• WHAT YOU ARE ASKED TO DO: Extract the lines from the start through the line that holds "text-[16px] leading-[22px] font-bold", both included, omitting all images.

-- BEGIN --

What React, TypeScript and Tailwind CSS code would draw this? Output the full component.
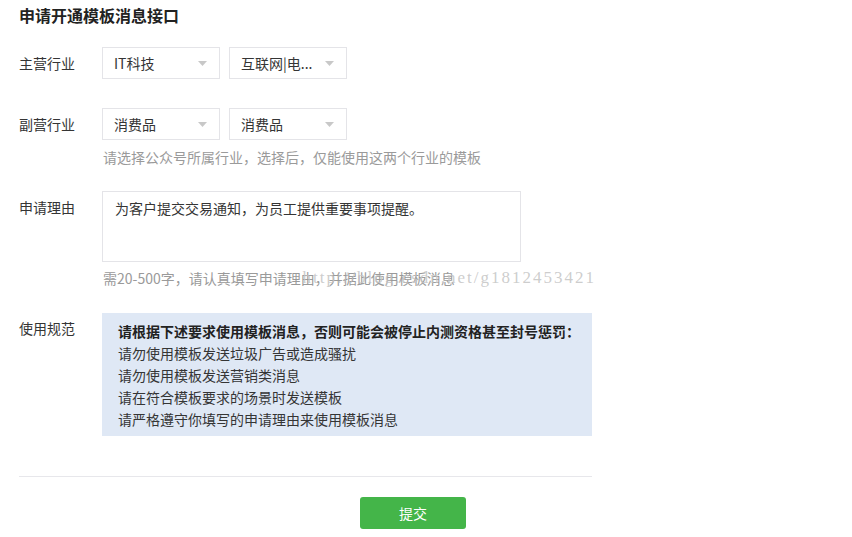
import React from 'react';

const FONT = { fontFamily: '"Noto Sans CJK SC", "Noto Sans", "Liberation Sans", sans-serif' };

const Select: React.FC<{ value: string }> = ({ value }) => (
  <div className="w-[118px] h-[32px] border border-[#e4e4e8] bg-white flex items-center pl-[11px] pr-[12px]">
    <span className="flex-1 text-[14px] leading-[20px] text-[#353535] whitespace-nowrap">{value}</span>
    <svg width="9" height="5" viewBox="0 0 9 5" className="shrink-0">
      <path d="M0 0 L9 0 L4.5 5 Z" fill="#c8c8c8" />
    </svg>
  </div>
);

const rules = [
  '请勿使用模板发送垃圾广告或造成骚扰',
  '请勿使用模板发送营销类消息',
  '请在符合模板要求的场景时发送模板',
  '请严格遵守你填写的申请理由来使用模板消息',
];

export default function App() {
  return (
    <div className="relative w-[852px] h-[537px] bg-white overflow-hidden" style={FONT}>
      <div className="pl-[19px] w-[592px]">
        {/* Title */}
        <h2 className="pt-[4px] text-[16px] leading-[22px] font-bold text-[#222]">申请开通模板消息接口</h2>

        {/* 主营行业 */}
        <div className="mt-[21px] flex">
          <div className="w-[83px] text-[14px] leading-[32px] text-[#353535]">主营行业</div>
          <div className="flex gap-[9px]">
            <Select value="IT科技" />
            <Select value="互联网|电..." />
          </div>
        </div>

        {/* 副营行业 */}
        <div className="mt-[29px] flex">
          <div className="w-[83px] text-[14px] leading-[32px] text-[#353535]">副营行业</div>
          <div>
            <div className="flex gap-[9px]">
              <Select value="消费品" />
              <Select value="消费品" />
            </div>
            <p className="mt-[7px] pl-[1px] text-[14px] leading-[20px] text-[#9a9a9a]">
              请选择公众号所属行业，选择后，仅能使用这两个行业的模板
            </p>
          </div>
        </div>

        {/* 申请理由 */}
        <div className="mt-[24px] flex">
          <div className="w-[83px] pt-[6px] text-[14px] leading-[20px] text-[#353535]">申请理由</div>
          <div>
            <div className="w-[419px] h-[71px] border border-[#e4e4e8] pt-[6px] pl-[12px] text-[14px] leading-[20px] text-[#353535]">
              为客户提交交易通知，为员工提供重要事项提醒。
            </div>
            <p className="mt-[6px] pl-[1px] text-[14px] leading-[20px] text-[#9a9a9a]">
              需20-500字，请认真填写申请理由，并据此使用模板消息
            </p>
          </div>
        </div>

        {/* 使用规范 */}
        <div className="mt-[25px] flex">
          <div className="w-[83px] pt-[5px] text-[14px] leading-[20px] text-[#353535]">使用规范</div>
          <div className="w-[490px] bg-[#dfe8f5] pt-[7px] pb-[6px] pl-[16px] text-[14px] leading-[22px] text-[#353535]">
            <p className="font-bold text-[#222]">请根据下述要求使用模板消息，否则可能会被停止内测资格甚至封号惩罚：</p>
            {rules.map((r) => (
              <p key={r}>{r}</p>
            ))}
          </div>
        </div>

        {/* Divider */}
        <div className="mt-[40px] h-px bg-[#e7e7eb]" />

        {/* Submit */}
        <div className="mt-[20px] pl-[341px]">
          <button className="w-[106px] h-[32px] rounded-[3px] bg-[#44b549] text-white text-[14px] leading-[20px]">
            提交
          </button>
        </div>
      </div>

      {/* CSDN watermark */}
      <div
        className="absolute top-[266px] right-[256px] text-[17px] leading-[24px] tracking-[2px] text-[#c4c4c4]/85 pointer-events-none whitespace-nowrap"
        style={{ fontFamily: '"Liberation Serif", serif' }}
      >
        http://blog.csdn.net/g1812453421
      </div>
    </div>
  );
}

-- END --

• WRITTEN ANSWER:
What React, TypeScript and Tailwind CSS code would draw this? Output the full component.
import React from 'react';

const FONT = { fontFamily: '"Noto Sans CJK SC", "Noto Sans", "Liberation Sans", sans-serif' };

const Select: React.FC<{ value: string }> = ({ value }) => (
  <div className="w-[118px] h-[32px] border border-[#e4e4e8] bg-white flex items-center pl-[11px] pr-[12px]">
    <span className="flex-1 text-[14px] leading-[20px] text-[#353535] whitespace-nowrap">{value}</span>
    <svg width="9" height="5" viewBox="0 0 9 5" className="shrink-0">
      <path d="M0 0 L9 0 L4.5 5 Z" fill="#c8c8c8" />
    </svg>
  </div>
);

const rules = [
  '请勿使用模板发送垃圾广告或造成骚扰',
  '请勿使用模板发送营销类消息',
  '请在符合模板要求的场景时发送模板',
  '请严格遵守你填写的申请理由来使用模板消息',
];

export default function App() {
  return (
    <div className="relative w-[852px] h-[537px] bg-white overflow-hidden" style={FONT}>
      <div className="pl-[19px] w-[592px]">
        {/* Title */}
        <h2 className="pt-[4px] text-[16px] leading-[22px] font-bold text-[#222]">申请开通模板消息接口</h2>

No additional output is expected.